----- Provided data
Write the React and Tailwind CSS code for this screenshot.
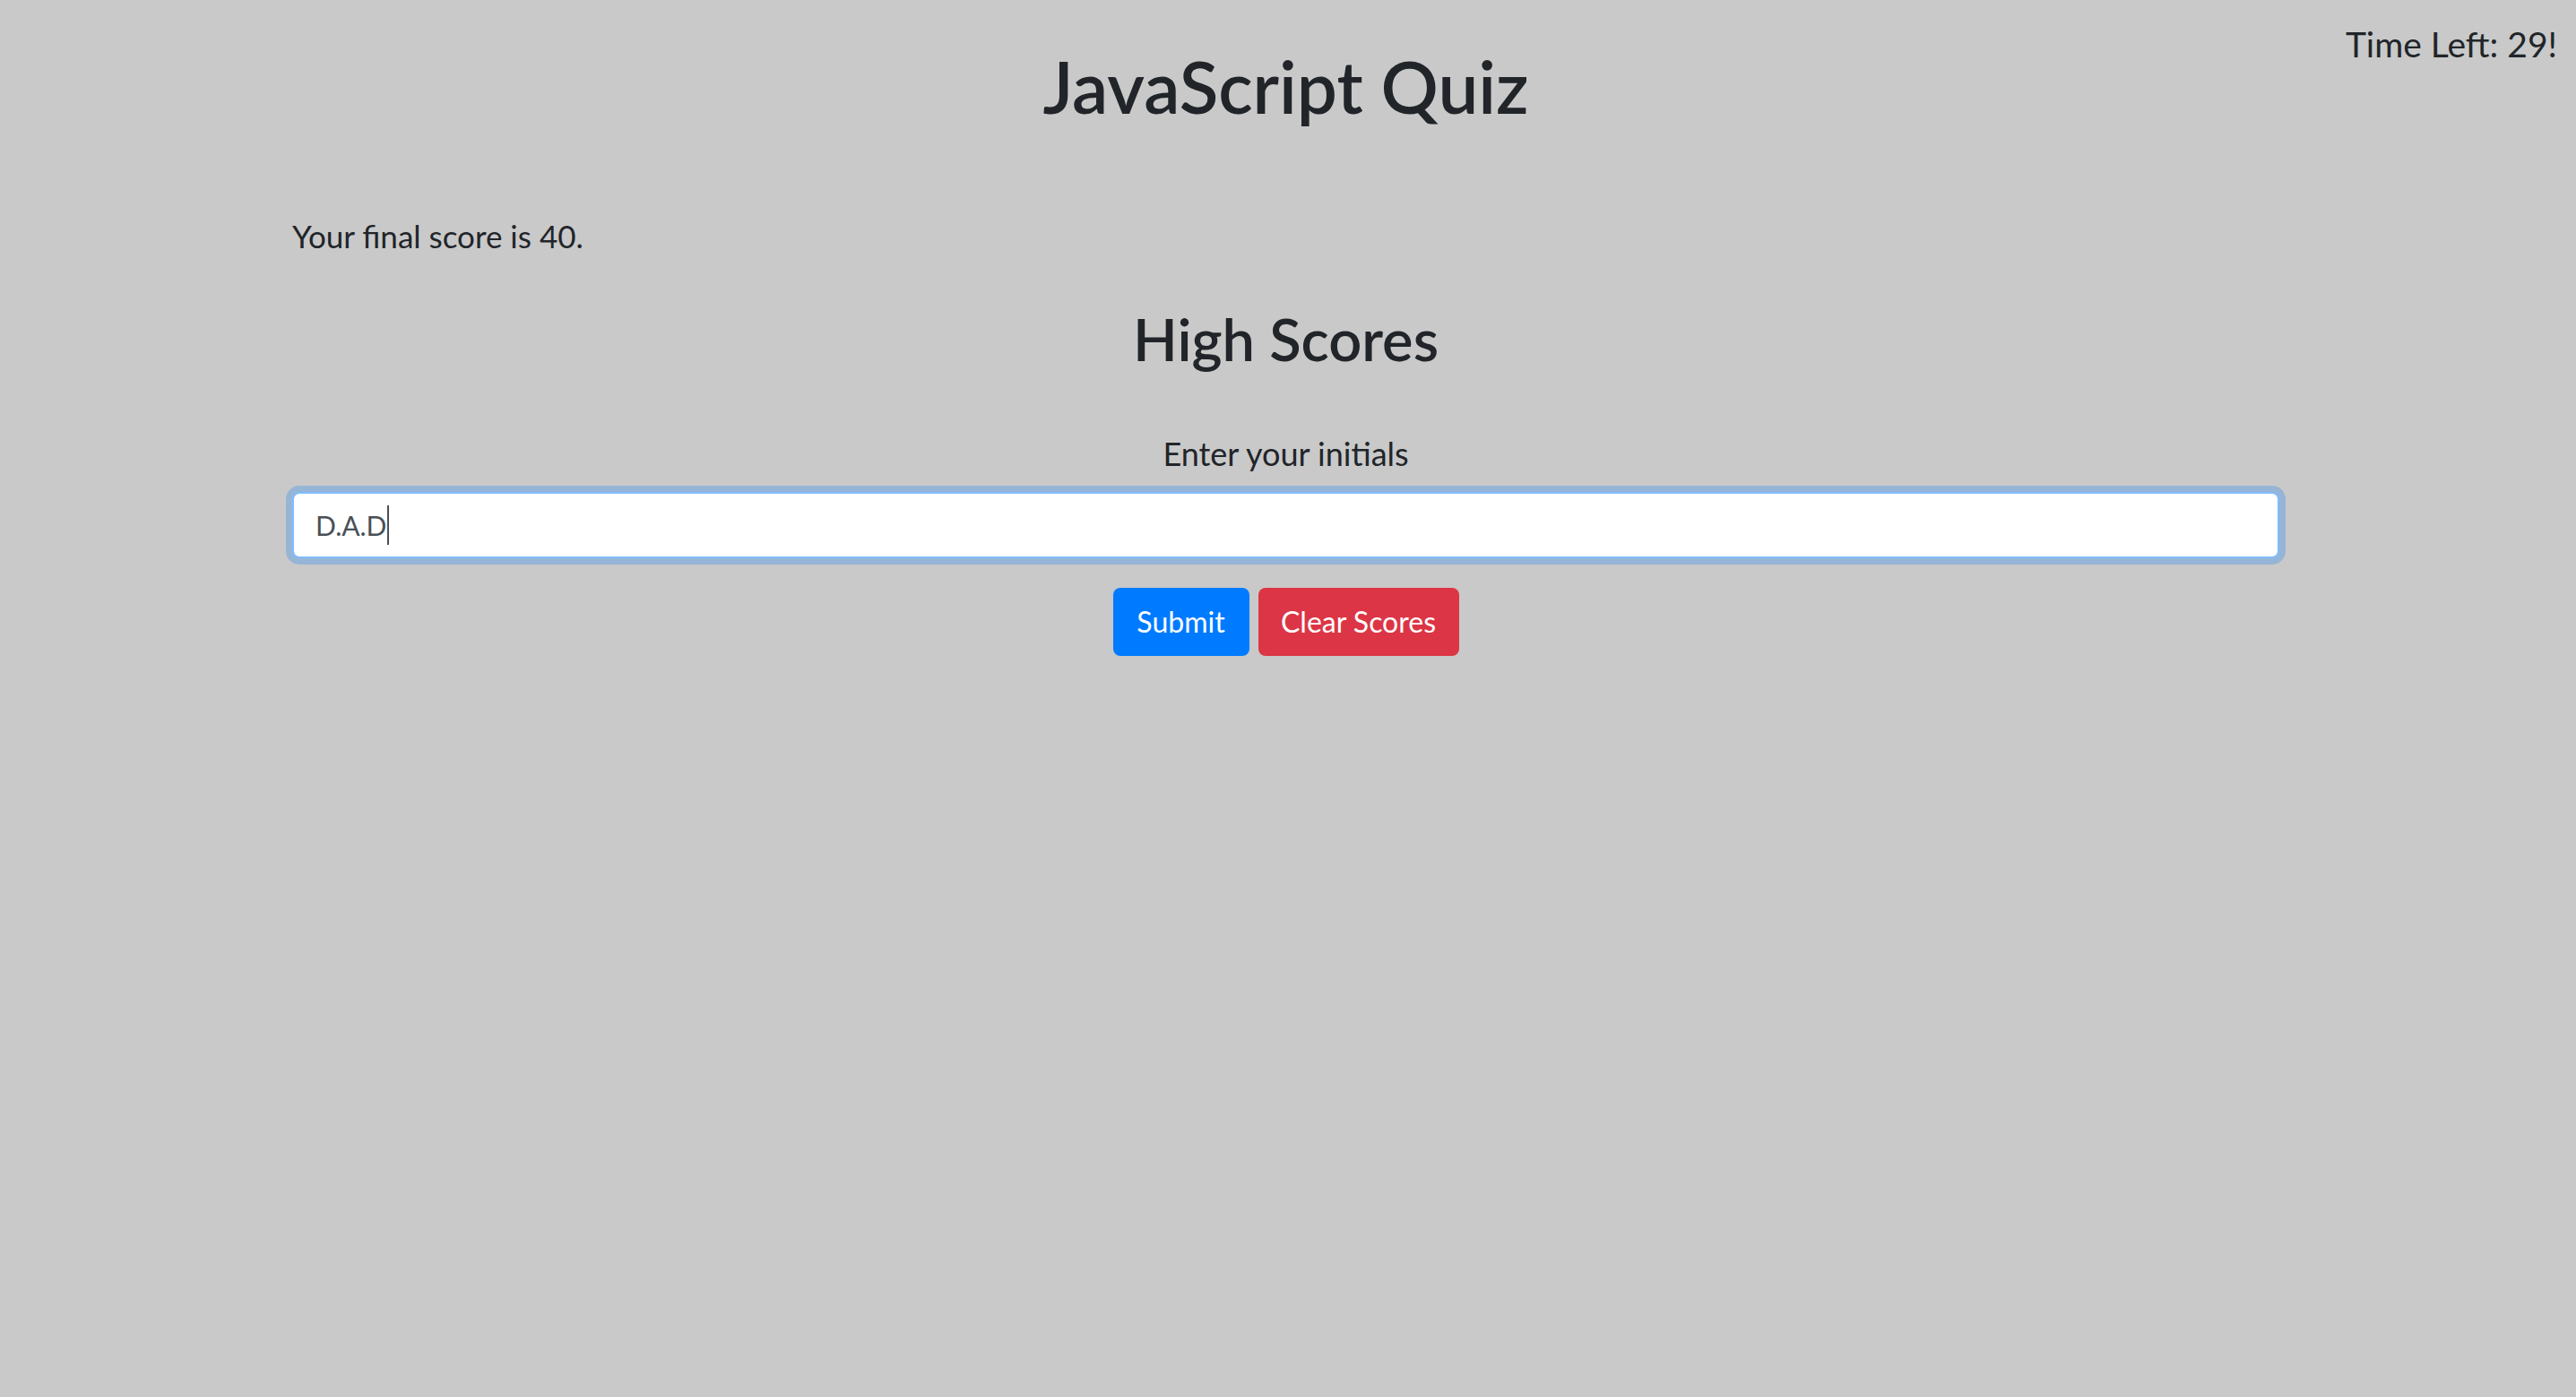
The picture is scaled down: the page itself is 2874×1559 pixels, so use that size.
import React from "react";

export default function App() {
  return (
    <div className="relative min-h-[1559px] w-full bg-[#c9c9c9] text-[#212529] font-['Lato','Open_Sans',sans-serif]">
      <div className="absolute right-[21px] top-[30px] text-[39px] leading-none">
        Time Left: 29!
      </div>
      <div className="ml-[326px] flex w-[2217px] flex-col pt-[56px]">
        <h1 className="text-center text-[80px] font-semibold leading-none">JavaScript Quiz</h1>
        <p className="mt-[110px] text-[35px] leading-none">Your final score is 40.</p>
        <h2 className="mt-[65px] text-center text-[65px] font-semibold leading-none">High Scores</h2>
        <p className="mt-[77px] text-center text-[36px] leading-none">Enter your initials</p>
        <div className="mt-[25px] flex h-[74px] items-center rounded-[8px] border-2 border-[#80bdff] bg-white px-[24px] text-[30px] text-[#495057] shadow-[0_0_0_7px_rgba(0,123,255,0.25)]">
          <span className="leading-none">D.A.D</span>
          <span className="ml-[1px] h-[44px] w-[2px] bg-[#495057]"></span>
        </div>
        <div className="mt-[33px] flex justify-center gap-[10px]">
          <button className="flex h-[76px] w-[152px] items-center justify-center rounded-[8px] bg-[#007bff] text-[32px] leading-none text-white">
            Submit
          </button>
          <button className="flex h-[76px] w-[224px] items-center justify-center rounded-[8px] bg-[#dc3545] text-[32px] leading-none text-white">
            Clear Scores
          </button>
        </div>
      </div>
    </div>
  );
}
----------
Copy out exactly the lines running from the one with "The picture is" to the one with "import React from", including both ends, and nothing more.

[Output of the task]
The picture is scaled down: the page itself is 2874×1559 pixels, so use that size.
import React from "react";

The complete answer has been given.